The interplay of melody, harmony, rhythm and other elements
can make it harder to determine when parts of a copyrighted song
have been infringed compared to works like written text, said
Brian McBrearty, a musicologist who specializes in copyright
analysis.
"Music has more factors than just the stream of words,"
McBrearty said. "It has pitch, and it has rhythm, and it has
harmonic context. It's a richer mix of different elements that
make it a little bit less straightforward."
Some claims in the AI copyright cases could hinge on
comparisons between an AI system's output and the material
allegedly misused to train it, requiring the kind of analysis
that has challenged judges and juries in cases about music.
In a 2018 decision that a dissenting judge called "a
dangerous precedent," Robin Thicke and Pharrell Williams lost a
case brought by Marvin Gaye's estate over the resemblance of
their hit "Blurred Lines" to Gaye's "Got to Give It Up." But
artists including Katy Perry and Ed Sheeran have since fended
off similar complaints over their own songs.
Suno and Udio argued in very similar court filings that
their outputs do not infringe copyrights and said U.S. copyright
law protects sound recordings that "imitate or simulate" other
recorded music.
"Music copyright has always been a messy universe," said
Julie Albert, an intellectual property partner at law firm Baker
Botts in New York who is tracking the new cases. And even
without that complication, Albert said fast-evolving AI
technology is creating new uncertainty at every level of
copyright law.
WHOSE FAIR USE?
The intricacies of music may matter less in the end if, as
many expect, the AI cases boil down to a "fair use" defense
against infringement claims - another area of U.S. copyright law
filled with open questions.
Fair use promotes freedom of expression by allowing the
unauthorized use of copyright-protected works under certain
circumstances, with courts often focusing on whether the new use
transforms the original works.
Defendants in AI copyright cases have argued that their
products make fair use of human creations, and that any court
ruling to the contrary would be disastrous for the potentially
multi-trillion-dollar AI industry.
Suno and Udio said in their answers to the labels' lawsuits
on Thursday that their use of existing recordings to help people
create new songs "is a quintessential 'fair use.'"
Fair use could make or break the cases, legal experts said,
but no court has yet ruled on the issue in the AI context.
Albert said that music-generating AI companies could have a
harder time proving fair use compared to chatbot makers, which
can summarize and synthesize text in ways that courts may be
more likely to consider transformative.
Imagine a student using AI to generate a report about the
U.S. Civil War that incorporates text from a novel on the
subject, she said, compared to someone asking AI to create new
music based on existing music.
The student example "certainly feels like a different
purpose than logging onto a music-generating tool and saying
'hey, I'd like to make a song that sounds like a top 10
artist,'" Albert said. "The purpose is pretty similar to what
the artist would have had in the first place."
A Supreme Court ruling on fair use last year could have an
outsized impact on music cases because it focused largely on
whether a new use has the same commercial purpose as the
original work.

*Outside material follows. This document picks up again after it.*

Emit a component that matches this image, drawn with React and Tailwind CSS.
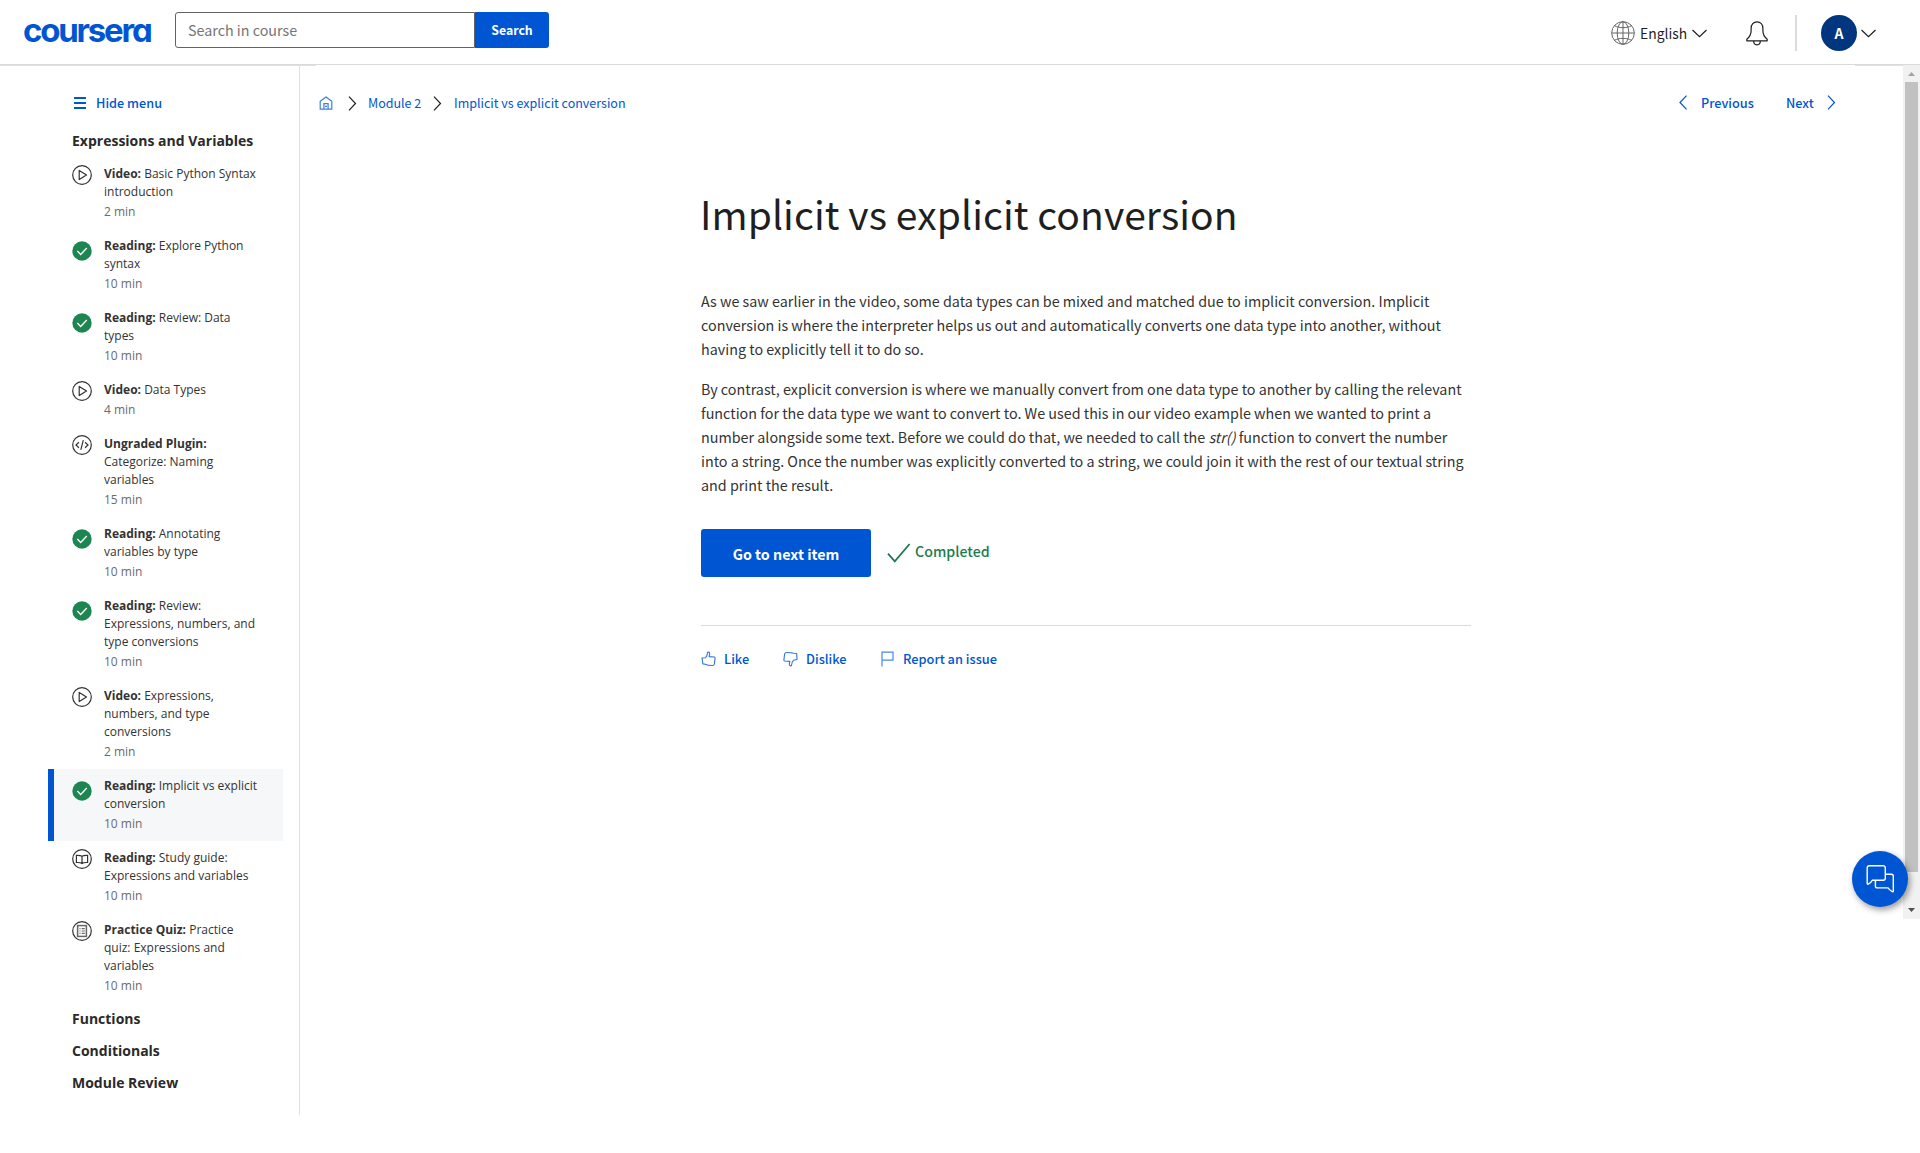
const CHECK = "check";
const PLAY = "play";

const items = [
  { icon: PLAY, type: "Video:", lines: ["Basic Python Syntax", "introduction"], time: "2 min" },
  { icon: CHECK, type: "Reading:", lines: ["Explore Python", "syntax"], time: "10 min" },
  { icon: CHECK, type: "Reading:", lines: ["Review: Data", "types"], time: "10 min" },
  { icon: PLAY, type: "Video:", lines: ["Data Types"], time: "4 min" },
  { icon: "code", type: "Ungraded Plugin:", lines: ["", "Categorize: Naming", "variables"], time: "15 min" },
  { icon: CHECK, type: "Reading:", lines: ["Annotating", "variables by type"], time: "10 min" },
  { icon: CHECK, type: "Reading:", lines: ["Review:", "Expressions, numbers, and", "type conversions"], time: "10 min" },
  { icon: PLAY, type: "Video:", lines: ["Expressions,", "numbers, and type", "conversions"], time: "2 min" },
  { icon: CHECK, type: "Reading:", lines: ["Implicit vs explicit", "conversion"], time: "10 min", active: true },
  { icon: "book", type: "Reading:", lines: ["Study guide:", "Expressions and variables"], time: "10 min" },
  { icon: "quiz", type: "Practice Quiz:", lines: ["Practice", "quiz: Expressions and", "variables"], time: "10 min" },
];

function ItemIcon({ name }) {
  if (name === CHECK) {
    return (
      <svg className="mt-1 size-5" viewBox="0 0 20 20" fill="none">
        <circle cx="10" cy="10" r="9.7" fill="#1d8650" />
        <path d="M5.3 10.1l3.4 3.3 6.1-6.5" stroke="#fff" strokeWidth="1.4" />
      </svg>
    );
  }
  return (
    <svg className="size-5" viewBox="0 0 20 20" fill="none" stroke="#333" strokeWidth="1.2">
      <circle cx="10" cy="10" r="9.3" />
      {name === PLAY && <path d="M7.2 5.4v9.2l7.3-4.6z" strokeLinejoin="round" />}
      {name === "code" && <path d="M6.9 7.2L4 10l2.9 2.8M13.1 7.2L16 10l-2.9 2.8M11.3 5.2l-2.5 9.6" />}
      {name === "book" && (
        <path d="M10 7.2C8.8 6.4 7 6.3 4.4 6.4v7.1c2.6-.1 4.4 0 5.6.9 1.200-.9 3-1 5.600-.9V6.400C13 6.300 11.200 6.400 10 7.200zM10 7.200v7.200" />
      )}
      {name === "quiz" && (
        <g stroke="#666">
          <rect x="5.6" y="4.6" width="8.8" height="10.8" strokeWidth="1.5" />
          <path d="M7.500 7.600h1M7.500 10h1M7.500 12.400h1M9.700 7.600h3M9.700 10h3M9.700 12.400h3" />
        </g>
      )}
    </svg>
  );
}

function Chevron({ dir, className }) {
  const d = {
    right: "M1 .7l6.500 6.800L1 14.300",
    left: "M7.500.7L1 7.500l6.500 6.800",
  }[dir];
  return (
    <svg className={className} width="9" height="15" viewBox="0 0 9 15" fill="none" stroke="currentColor" strokeWidth="1.2">
      <path d={d} />
    </svg>
  );
}

function ChevronDown({ className }) {
  return (
    <svg className={className} width="15" height="9" viewBox="0 0 15 9" fill="none" stroke="#1f1f1f" strokeWidth="1.2">
      <path d="M.5 1l7 6.700L14.500 1" />
    </svg>
  );
}

function Header() {
  return (
    <header className="flex h-[65px] shrink-0 items-start border-b border-[#dadada]">
      <div className="ml-[23px] mt-[10px] w-[152px] font-['Inter',sans-serif] text-[33px] font-bold leading-10 tracking-[-2.2px] text-[#0056d2] [font-feature-settings:'cv11']">
        coursera
      </div>
      <div className="mt-3 flex h-9">
        <div className="w-[300px] rounded-l-[3px] border border-[#636363] pl-3 text-[14.3px] leading-[33px] text-[#757575]">
          Search in course
        </div>
        <div className="w-[74px] rounded-r-[3px] bg-[#0056d2] text-center text-[12.3px] font-bold leading-9 text-white">
          Search
        </div>
      </div>
      <div className="ml-auto mr-11 mt-[15px] flex h-9 items-center">
        <svg width="24" height="24" viewBox="0 0 24 24" fill="none" stroke="#666" strokeWidth="1">
          <circle cx="12" cy="12" r="11.3" />
          <ellipse cx="12" cy="12" rx="5.8" ry="11.3" />
          <path d="M12 .7v22.600M.7 12h22.600M3.500 4.700c4.500 2.600 12.500 2.600 17 0M3.500 19.300c4.500-2.600 12.500-2.600 17 0" />
        </svg>
        <span className="ml-[5px] w-[47px] whitespace-nowrap text-[13.9px] leading-6 text-[#1f1f1f]">English</span>
        <ChevronDown className="ml-[5px]" />
        <svg className="ml-[39px]" width="22" height="25" viewBox="0 0 22 25" fill="none" stroke="#1f1f1f" strokeWidth="1.2">
          <path d="M.8 19.800v-1.500c2.800-2.300 4.300-4.500 4.300-8.300V7.500C5.100 3.500 7.500.8 11 .8s5.900 2.700 5.900 6.700V10c0 3.800 1.500 6 4.300 8.300v1.500z" strokeLinejoin="round" />
          <path d="M7.700 20c0 2.300 1.300 3.800 3.300 3.800s3.300-1.500 3.300-3.800" />
        </svg>
        <div className="ml-[27px] h-9 w-[2px] bg-[#dadada]" />
        <div className="ml-6 size-9 rounded-full bg-[#00357f] text-center text-[14px] font-bold leading-9 text-white">A</div>
        <ChevronDown className="ml-1" />
      </div>
    </header>
  );
}

function SideHeading({ children }) {
  return <div className="h-8 pl-[24px] text-[14px] font-bold leading-8 text-[#2a2a2a]">{children}</div>;
}

function Sidebar() {
  return (
    <aside className="h-[1050px] w-[300px] shrink-0 border-r border-[#e1e1e1] pl-12 pr-4 font-['Open_Sans',sans-serif]">
      <div className="flex items-center pb-3 pl-[26px] pt-7">
        <div className="flex w-3 flex-col gap-[3px]">
          <div className="h-[2px] bg-[#0056d2]" />
          <div className="h-[2px] bg-[#0056d2]" />
          <div className="h-[2px] bg-[#0056d2]" />
        </div>
        <div className="ml-[10px] font-['Noto_Sans_CJK_SC',sans-serif] text-[12.7px] font-medium leading-5 text-[#0056d2]">
          Hide menu
        </div>
      </div>
      <SideHeading>Expressions and Variables</SideHeading>
      {items.map((it, i) => (
        <div
          key={i}
          className={
            it.active
              ? "flex border-l-[6px] border-[#0056d2] bg-[#f5f7f8] py-2 pl-[18px]"
              : "flex border-l-[6px] border-transparent py-2 pl-[18px]"
          }
        >
          <ItemIcon name={it.icon} />
          <div className="ml-3 whitespace-nowrap text-[12px] leading-[18px] text-[#333]">
            <div>
              <b className="font-bold">{it.type}</b> {it.lines[0]}
            </div>
            {it.lines.slice(1).map((l) => (
              <div key={l}>{l}</div>
            ))}
            <div className="mt-[2px] text-[#6b6b6b]">{it.time}</div>
          </div>
        </div>
      ))}
      <SideHeading>Functions</SideHeading>
      <SideHeading>Conditionals</SideHeading>
      <SideHeading>Module Review</SideHeading>
    </aside>
  );
}

function TopNav() {
  return (
    <div className="flex justify-between whitespace-nowrap pl-[19px] pr-[67px] pt-7 text-[12.5px] leading-5 text-[#0056d2]">
      <nav className="flex items-center">
        <svg width="14" height="14" viewBox="0 0 14 14" fill="none" stroke="#3f7fdf" strokeWidth="1.2">
          <path d="M1.200 5.300L7 .9l5.800 4.400v7.900H1.200z" strokeLinejoin="round" />
          <path d="M4.900 13V7.700h4.200V13M6 10.300h2" />
        </svg>
        <Chevron dir="right" className="ml-[15px] text-[#1f1f1f]" />
        <span className="ml-[11px] w-[53px]">Module 2</span>
        <Chevron dir="right" className="ml-[12px] text-[#1f1f1f]" />
        <span className="ml-[12px]">Implicit vs explicit conversion</span>
      </nav>
      <div className="-mt-px flex items-center text-[12.7px] font-medium">
        <Chevron dir="left" />
        <span className="ml-[13px] w-[53px]">Previous</span>
        <span className="ml-8 w-[28px]">Next</span>
        <Chevron dir="right" className="ml-[13px]" />
      </div>
    </div>
  );
}

function Article() {
  return (
    <article className="ml-[400px] mt-[72px] w-[771px] whitespace-nowrap pl-px">
      <h1 className="-ml-px text-[39px] leading-[56px] tracking-[0.08px] text-[#1f1f1f]">Implicit vs explicit conversion</h1>
      <div className="mt-12 flex flex-col gap-4 text-[14.33px] leading-6 text-[#333]">
        <p>
          As we saw earlier in the video, some data types can be mixed and matched due to implicit conversion. Implicit
          <br />
          conversion is where the interpreter helps us out and automatically converts one data type into another, without
          <br />
          having to explicitly tell it to do so.
        </p>
        <p>
          By contrast, explicit conversion is where we manually convert from one data type to another by calling the relevant
          <br />
          function for the data type we want to convert to. We used this in our video example when we wanted to print a
          <br />
          number alongside some text. Before we could do that, we needed to call the <i>str()</i> function to convert the number
          <br />
          into a string. Once the number was explicitly converted to a string, we could join it with the rest of our textual string
          <br />
          and print the result.
        </p>
      </div>
      <div className="mt-8 flex items-center border-b border-[#dadada] pb-12">
        <div className="h-12 w-[170px] rounded-[3px] bg-[#0056d2] text-center text-[14.3px] font-bold leading-[49px] text-white">
          Go to next item
        </div>
        <svg className="ml-4" width="24" height="20" viewBox="0 0 24 20" fill="none" stroke="#1d7c4d" strokeWidth="1.8">
          <path d="M1 10.600l6.800 7.700L22.600 1" />
        </svg>
        <span className="-mt-1 ml-[4px] text-[14.2px] font-medium leading-6 text-[#1d7c4d]">Completed</span>
      </div>
      <div className="mt-[23px] flex items-center text-[12.8px] font-medium leading-5 text-[#0056d2]">
        <svg width="15" height="16" viewBox="0 0 15 16" fill="none" stroke="#2f74dc" strokeWidth="1.1" strokeLinejoin="round">
          <path d="M4.600 6.700C6.200 5.200 6.400 3.800 6.600 1.300c1.500-.5 2.300.7 2 2.300l-.5 2 5.200.4c.9.300.9 1.200.7 1.900l-.6 5.100c-.3 1.300-1 1.500-2 1.500-3.200 0-5.400-.4-7.200-1.300l-2.300-.3L1 7z" />
        </svg>
        <span className="ml-2 w-[26px]">Like</span>
        <svg className="ml-[33px]" width="15" height="16" viewBox="0 0 15 16" fill="none" stroke="#2f74dc" strokeWidth="1.1" strokeLinejoin="round">
          <path d="M10.400 9.300c-1.600 1.500-1.800 2.900-2 5.400-1.500.5-2.300-.7-2-2.300l.5-2-5.200-.4C.8 9.700.8 8.800 1 8.100L1.600 3C1.900 1.700 2.600 1.500 3.600 1.500c3.200 0 5.400.1 7.200.7l2.900.3.300 6z" />
        </svg>
        <span className="ml-2 w-[41px]">Dislike</span>
        <svg className="ml-[34px]" width="13" height="16" viewBox="0 0 13 16" fill="none" stroke="#4c87e1" strokeWidth="1.2">
          <path d="M1 15.500V1.200h11v8H1" />
        </svg>
        <span className="ml-[9px]">Report an issue</span>
      </div>
    </article>
  );
}

function Scrollbar() {
  return (
    <div className="flex h-[854px] w-[17px] shrink-0 flex-col items-center bg-[#f1f1f1]">
      <svg className="h-[17px]" width="17" viewBox="0 0 17 17">
        <path d="M5 11h7L8.500 7z" fill="#a3a3a3" />
      </svg>
      <div className="h-[790px] w-[13px] bg-[#c1c1c1]" />
      <svg className="mt-auto h-[17px]" width="17" viewBox="0 0 17 17">
        <path d="M5 6h7l-3.500 4z" fill="#505050" />
      </svg>
    </div>
  );
}

export default function App() {
  return (
    <div className="relative flex h-[1153px] w-[1920px] flex-col overflow-hidden bg-white font-['Noto_Sans_CJK_SC',sans-serif]">
      <Header />
      <div className="-mb-px flex h-px shrink-0 justify-between">
        <div className="w-[316px] bg-[#e0e0e0]" />
        <div className="w-[65px] bg-[#e0e0e0]" />
      </div>
      <div className="flex">
        <Sidebar />
        <main className="flex-1">
          <TopNav />
          <Article />
        </main>
        <Scrollbar />
      </div>
      <div className="absolute left-[1852px] top-[851px] flex size-14 items-center justify-center rounded-full bg-[#0056d2] shadow-[2px_3px_6px_rgba(0,0,0,0.4)]">
        <svg width="28" height="28" viewBox="0 0 28 28" fill="none" stroke="#fff" strokeWidth="1.4" strokeLinejoin="round">
          <path d="M3 .8h14.300a2 2 0 0 1 2 2v10.500a2 2 0 0 1-2 2H6.200c-.8 1.500-1.800 3-4 3.900-.7.100-1-.3-1-1V2.800a2 2 0 0 1 1.800-2z" />
          <path d="M19.300 9.200h6a2 2 0 0 1 2 2V26c0 .8-.7 1-1.300.5-1.700-1-3-2.300-4-3.600H11.400a2 2 0 0 1-2-2v-5.600" />
        </svg>
      </div>
    </div>
  );
}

This argument is a key part of the Suno and Udio
complaints, which said that the companies use the labels' music
"for the ultimate purpose of poaching the listeners, fans, and
potential licensees of the sound recordings copied."
Merritt said she worries technology companies could try to
use AI to replace artists like her. If musicians' songs can be
extracted for free and used to imitate them, she said, the
economics are straightforward.
"Robots and AI do not get royalties," she said.